Stored data:
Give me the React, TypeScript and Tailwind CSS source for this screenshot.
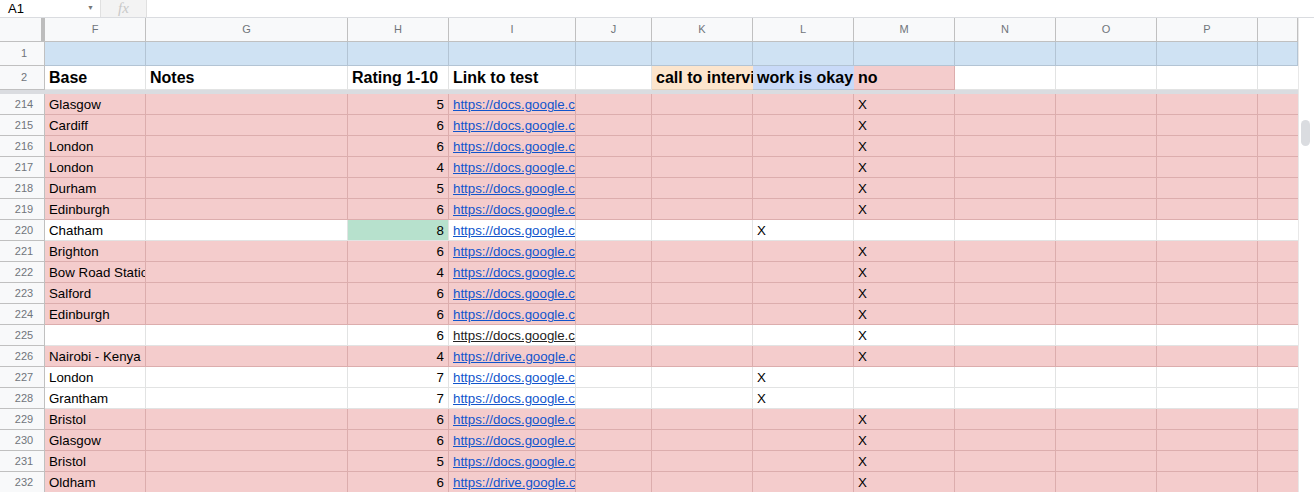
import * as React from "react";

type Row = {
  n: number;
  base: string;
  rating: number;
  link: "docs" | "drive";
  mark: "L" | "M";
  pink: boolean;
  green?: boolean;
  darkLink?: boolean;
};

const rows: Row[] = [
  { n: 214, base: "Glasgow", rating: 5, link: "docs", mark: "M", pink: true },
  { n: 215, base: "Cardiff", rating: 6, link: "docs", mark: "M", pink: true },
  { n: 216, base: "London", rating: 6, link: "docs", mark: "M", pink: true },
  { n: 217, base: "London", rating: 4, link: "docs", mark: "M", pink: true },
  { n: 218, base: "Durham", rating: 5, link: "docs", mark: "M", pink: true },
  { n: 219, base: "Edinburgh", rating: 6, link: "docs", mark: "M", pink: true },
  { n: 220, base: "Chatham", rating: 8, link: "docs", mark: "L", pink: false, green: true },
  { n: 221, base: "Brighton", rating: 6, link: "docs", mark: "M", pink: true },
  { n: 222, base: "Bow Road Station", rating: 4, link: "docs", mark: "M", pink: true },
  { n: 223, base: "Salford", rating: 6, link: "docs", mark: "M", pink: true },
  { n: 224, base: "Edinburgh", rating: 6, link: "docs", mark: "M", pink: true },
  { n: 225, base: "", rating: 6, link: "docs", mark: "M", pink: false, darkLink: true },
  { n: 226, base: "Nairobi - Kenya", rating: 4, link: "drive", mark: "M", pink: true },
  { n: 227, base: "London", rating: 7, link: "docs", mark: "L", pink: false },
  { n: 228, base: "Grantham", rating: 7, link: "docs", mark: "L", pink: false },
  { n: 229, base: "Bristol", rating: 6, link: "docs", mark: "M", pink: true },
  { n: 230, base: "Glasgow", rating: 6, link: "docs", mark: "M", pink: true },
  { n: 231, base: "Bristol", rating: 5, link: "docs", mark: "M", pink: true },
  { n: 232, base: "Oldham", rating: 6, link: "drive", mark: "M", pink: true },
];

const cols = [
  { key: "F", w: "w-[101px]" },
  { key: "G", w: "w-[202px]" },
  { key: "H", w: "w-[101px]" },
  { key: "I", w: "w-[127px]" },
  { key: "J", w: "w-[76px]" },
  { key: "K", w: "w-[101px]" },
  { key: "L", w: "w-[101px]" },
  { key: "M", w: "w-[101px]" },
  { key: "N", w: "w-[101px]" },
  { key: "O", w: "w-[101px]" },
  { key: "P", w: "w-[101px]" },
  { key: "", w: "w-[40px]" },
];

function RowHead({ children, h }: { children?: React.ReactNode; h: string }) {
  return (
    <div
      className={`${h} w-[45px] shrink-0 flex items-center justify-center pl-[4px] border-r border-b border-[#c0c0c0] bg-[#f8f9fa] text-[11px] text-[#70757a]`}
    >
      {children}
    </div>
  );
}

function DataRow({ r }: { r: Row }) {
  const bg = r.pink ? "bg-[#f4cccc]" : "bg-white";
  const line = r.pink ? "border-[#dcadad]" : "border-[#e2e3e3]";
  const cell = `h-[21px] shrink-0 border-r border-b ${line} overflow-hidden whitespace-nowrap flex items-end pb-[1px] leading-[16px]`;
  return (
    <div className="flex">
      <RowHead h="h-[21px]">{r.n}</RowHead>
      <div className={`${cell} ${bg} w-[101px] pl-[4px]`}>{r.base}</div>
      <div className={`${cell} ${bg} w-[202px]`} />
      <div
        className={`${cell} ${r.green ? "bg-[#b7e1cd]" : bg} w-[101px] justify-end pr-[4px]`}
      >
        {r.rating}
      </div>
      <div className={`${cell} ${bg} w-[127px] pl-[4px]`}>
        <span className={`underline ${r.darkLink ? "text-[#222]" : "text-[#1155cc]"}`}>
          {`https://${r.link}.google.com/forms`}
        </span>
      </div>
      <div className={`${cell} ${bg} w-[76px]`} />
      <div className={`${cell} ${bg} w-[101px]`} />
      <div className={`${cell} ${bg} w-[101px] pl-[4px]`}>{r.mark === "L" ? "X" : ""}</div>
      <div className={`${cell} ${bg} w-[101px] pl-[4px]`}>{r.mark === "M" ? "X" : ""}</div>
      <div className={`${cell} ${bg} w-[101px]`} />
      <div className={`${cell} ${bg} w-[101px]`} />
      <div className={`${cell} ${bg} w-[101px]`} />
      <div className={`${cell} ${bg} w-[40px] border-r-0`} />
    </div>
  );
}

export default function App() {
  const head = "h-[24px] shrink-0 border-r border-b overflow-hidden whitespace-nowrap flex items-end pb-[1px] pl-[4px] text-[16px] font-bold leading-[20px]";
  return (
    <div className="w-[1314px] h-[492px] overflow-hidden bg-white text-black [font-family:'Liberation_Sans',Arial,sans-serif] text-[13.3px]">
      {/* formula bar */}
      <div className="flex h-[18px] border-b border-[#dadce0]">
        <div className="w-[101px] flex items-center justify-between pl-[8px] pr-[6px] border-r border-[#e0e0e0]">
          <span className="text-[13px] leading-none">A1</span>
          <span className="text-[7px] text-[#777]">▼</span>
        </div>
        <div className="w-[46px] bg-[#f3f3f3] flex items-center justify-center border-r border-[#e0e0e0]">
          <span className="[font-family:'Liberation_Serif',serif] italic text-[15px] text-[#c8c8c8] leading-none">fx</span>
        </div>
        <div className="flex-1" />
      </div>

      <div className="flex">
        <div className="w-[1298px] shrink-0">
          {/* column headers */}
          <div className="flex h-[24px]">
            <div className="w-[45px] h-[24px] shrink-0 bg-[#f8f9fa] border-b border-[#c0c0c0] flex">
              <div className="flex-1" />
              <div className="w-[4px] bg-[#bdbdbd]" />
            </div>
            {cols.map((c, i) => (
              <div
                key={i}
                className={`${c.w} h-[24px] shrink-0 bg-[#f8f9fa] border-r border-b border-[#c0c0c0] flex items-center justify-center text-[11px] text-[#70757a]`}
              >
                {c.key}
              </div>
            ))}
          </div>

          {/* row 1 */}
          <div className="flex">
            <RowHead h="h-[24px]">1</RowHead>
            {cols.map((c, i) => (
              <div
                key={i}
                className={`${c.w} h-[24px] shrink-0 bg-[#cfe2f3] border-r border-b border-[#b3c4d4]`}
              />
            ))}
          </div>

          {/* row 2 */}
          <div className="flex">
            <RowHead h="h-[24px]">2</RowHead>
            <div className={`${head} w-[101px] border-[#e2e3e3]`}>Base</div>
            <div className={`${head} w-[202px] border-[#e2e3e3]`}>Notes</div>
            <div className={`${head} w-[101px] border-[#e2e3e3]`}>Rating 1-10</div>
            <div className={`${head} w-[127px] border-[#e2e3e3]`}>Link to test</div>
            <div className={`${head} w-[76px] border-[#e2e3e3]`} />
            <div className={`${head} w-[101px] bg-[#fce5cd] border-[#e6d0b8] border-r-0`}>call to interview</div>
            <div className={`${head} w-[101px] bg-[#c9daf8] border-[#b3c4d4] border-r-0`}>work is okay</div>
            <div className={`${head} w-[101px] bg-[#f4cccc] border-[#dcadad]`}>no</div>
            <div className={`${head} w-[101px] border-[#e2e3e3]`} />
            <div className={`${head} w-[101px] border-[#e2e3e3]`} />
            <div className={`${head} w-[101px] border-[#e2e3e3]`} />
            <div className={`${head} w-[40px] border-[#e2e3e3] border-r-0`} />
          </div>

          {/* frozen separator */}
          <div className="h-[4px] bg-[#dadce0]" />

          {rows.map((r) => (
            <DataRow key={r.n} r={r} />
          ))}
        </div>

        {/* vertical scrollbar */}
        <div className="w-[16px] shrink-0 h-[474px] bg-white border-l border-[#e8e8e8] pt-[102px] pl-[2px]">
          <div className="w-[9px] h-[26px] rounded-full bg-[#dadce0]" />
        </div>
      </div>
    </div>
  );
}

Work to be completed:
Reproduce the listing word for word and omit its pictures.

Exercise solution:
Give me the React, TypeScript and Tailwind CSS source for this screenshot.
import * as React from "react";

type Row = {
  n: number;
  base: string;
  rating: number;
  link: "docs" | "drive";
  mark: "L" | "M";
  pink: boolean;
  green?: boolean;
  darkLink?: boolean;
};

const rows: Row[] = [
  { n: 214, base: "Glasgow", rating: 5, link: "docs", mark: "M", pink: true },
  { n: 215, base: "Cardiff", rating: 6, link: "docs", mark: "M", pink: true },
  { n: 216, base: "London", rating: 6, link: "docs", mark: "M", pink: true },
  { n: 217, base: "London", rating: 4, link: "docs", mark: "M", pink: true },
  { n: 218, base: "Durham", rating: 5, link: "docs", mark: "M", pink: true },
  { n: 219, base: "Edinburgh", rating: 6, link: "docs", mark: "M", pink: true },
  { n: 220, base: "Chatham", rating: 8, link: "docs", mark: "L", pink: false, green: true },
  { n: 221, base: "Brighton", rating: 6, link: "docs", mark: "M", pink: true },
  { n: 222, base: "Bow Road Station", rating: 4, link: "docs", mark: "M", pink: true },
  { n: 223, base: "Salford", rating: 6, link: "docs", mark: "M", pink: true },
  { n: 224, base: "Edinburgh", rating: 6, link: "docs", mark: "M", pink: true },
  { n: 225, base: "", rating: 6, link: "docs", mark: "M", pink: false, darkLink: true },
  { n: 226, base: "Nairobi - Kenya", rating: 4, link: "drive", mark: "M", pink: true },
  { n: 227, base: "London", rating: 7, link: "docs", mark: "L", pink: false },
  { n: 228, base: "Grantham", rating: 7, link: "docs", mark: "L", pink: false },
  { n: 229, base: "Bristol", rating: 6, link: "docs", mark: "M", pink: true },
  { n: 230, base: "Glasgow", rating: 6, link: "docs", mark: "M", pink: true },
  { n: 231, base: "Bristol", rating: 5, link: "docs", mark: "M", pink: true },
  { n: 232, base: "Oldham", rating: 6, link: "drive", mark: "M", pink: true },
];

const cols = [
  { key: "F", w: "w-[101px]" },
  { key: "G", w: "w-[202px]" },
  { key: "H", w: "w-[101px]" },
  { key: "I", w: "w-[127px]" },
  { key: "J", w: "w-[76px]" },
  { key: "K", w: "w-[101px]" },
  { key: "L", w: "w-[101px]" },
  { key: "M", w: "w-[101px]" },
  { key: "N", w: "w-[101px]" },
  { key: "O", w: "w-[101px]" },
  { key: "P", w: "w-[101px]" },
  { key: "", w: "w-[40px]" },
];

function RowHead({ children, h }: { children?: React.ReactNode; h: string }) {
  return (
    <div
      className={`${h} w-[45px] shrink-0 flex items-center justify-center pl-[4px] border-r border-b border-[#c0c0c0] bg-[#f8f9fa] text-[11px] text-[#70757a]`}
    >
      {children}
    </div>
  );
}

function DataRow({ r }: { r: Row }) {
  const bg = r.pink ? "bg-[#f4cccc]" : "bg-white";
  const line = r.pink ? "border-[#dcadad]" : "border-[#e2e3e3]";
  const cell = `h-[21px] shrink-0 border-r border-b ${line} overflow-hidden whitespace-nowrap flex items-end pb-[1px] leading-[16px]`;
  return (
    <div className="flex">
      <RowHead h="h-[21px]">{r.n}</RowHead>
      <div className={`${cell} ${bg} w-[101px] pl-[4px]`}>{r.base}</div>
      <div className={`${cell} ${bg} w-[202px]`} />
      <div
        className={`${cell} ${r.green ? "bg-[#b7e1cd]" : bg} w-[101px] justify-end pr-[4px]`}
      >
        {r.rating}
      </div>
      <div className={`${cell} ${bg} w-[127px] pl-[4px]`}>
        <span className={`underline ${r.darkLink ? "text-[#222]" : "text-[#1155cc]"}`}>
          {`https://${r.link}.google.com/forms`}
        </span>
      </div>
      <div className={`${cell} ${bg} w-[76px]`} />
      <div className={`${cell} ${bg} w-[101px]`} />
      <div className={`${cell} ${bg} w-[101px] pl-[4px]`}>{r.mark === "L" ? "X" : ""}</div>
      <div className={`${cell} ${bg} w-[101px] pl-[4px]`}>{r.mark === "M" ? "X" : ""}</div>
      <div className={`${cell} ${bg} w-[101px]`} />
      <div className={`${cell} ${bg} w-[101px]`} />
      <div className={`${cell} ${bg} w-[101px]`} />
      <div className={`${cell} ${bg} w-[40px] border-r-0`} />
    </div>
  );
}

export default function App() {
  const head = "h-[24px] shrink-0 border-r border-b overflow-hidden whitespace-nowrap flex items-end pb-[1px] pl-[4px] text-[16px] font-bold leading-[20px]";
  return (
    <div className="w-[1314px] h-[492px] overflow-hidden bg-white text-black [font-family:'Liberation_Sans',Arial,sans-serif] text-[13.3px]">
      {/* formula bar */}
      <div className="flex h-[18px] border-b border-[#dadce0]">
        <div className="w-[101px] flex items-center justify-between pl-[8px] pr-[6px] border-r border-[#e0e0e0]">
          <span className="text-[13px] leading-none">A1</span>
          <span className="text-[7px] text-[#777]">▼</span>
        </div>
        <div className="w-[46px] bg-[#f3f3f3] flex items-center justify-center border-r border-[#e0e0e0]">
          <span className="[font-family:'Liberation_Serif',serif] italic text-[15px] text-[#c8c8c8] leading-none">fx</span>
        </div>
        <div className="flex-1" />
      </div>

      <div className="flex">
        <div className="w-[1298px] shrink-0">
          {/* column headers */}
          <div className="flex h-[24px]">
            <div className="w-[45px] h-[24px] shrink-0 bg-[#f8f9fa] border-b border-[#c0c0c0] flex">
              <div className="flex-1" />
              <div className="w-[4px] bg-[#bdbdbd]" />
            </div>
            {cols.map((c, i) => (
              <div
                key={i}
                className={`${c.w} h-[24px] shrink-0 bg-[#f8f9fa] border-r border-b border-[#c0c0c0] flex items-center justify-center text-[11px] text-[#70757a]`}
              >
                {c.key}
              </div>
            ))}
          </div>

          {/* row 1 */}
          <div className="flex">
            <RowHead h="h-[24px]">1</RowHead>
            {cols.map((c, i) => (
              <div
                key={i}
                className={`${c.w} h-[24px] shrink-0 bg-[#cfe2f3] border-r border-b border-[#b3c4d4]`}
              />
            ))}
          </div>

          {/* row 2 */}
          <div className="flex">
            <RowHead h="h-[24px]">2</RowHead>
            <div className={`${head} w-[101px] border-[#e2e3e3]`}>Base</div>
            <div className={`${head} w-[202px] border-[#e2e3e3]`}>Notes</div>
            <div className={`${head} w-[101px] border-[#e2e3e3]`}>Rating 1-10</div>
            <div className={`${head} w-[127px] border-[#e2e3e3]`}>Link to test</div>
            <div className={`${head} w-[76px] border-[#e2e3e3]`} />
            <div className={`${head} w-[101px] bg-[#fce5cd] border-[#e6d0b8] border-r-0`}>call to interview</div>
            <div className={`${head} w-[101px] bg-[#c9daf8] border-[#b3c4d4] border-r-0`}>work is okay</div>
            <div className={`${head} w-[101px] bg-[#f4cccc] border-[#dcadad]`}>no</div>
            <div className={`${head} w-[101px] border-[#e2e3e3]`} />
            <div className={`${head} w-[101px] border-[#e2e3e3]`} />
            <div className={`${head} w-[101px] border-[#e2e3e3]`} />
            <div className={`${head} w-[40px] border-[#e2e3e3] border-r-0`} />
          </div>

          {/* frozen separator */}
          <div className="h-[4px] bg-[#dadce0]" />

          {rows.map((r) => (
            <DataRow key={r.n} r={r} />
          ))}
        </div>

        {/* vertical scrollbar */}
        <div className="w-[16px] shrink-0 h-[474px] bg-white border-l border-[#e8e8e8] pt-[102px] pl-[2px]">
          <div className="w-[9px] h-[26px] rounded-full bg-[#dadce0]" />
        </div>
      </div>
    </div>
  );
}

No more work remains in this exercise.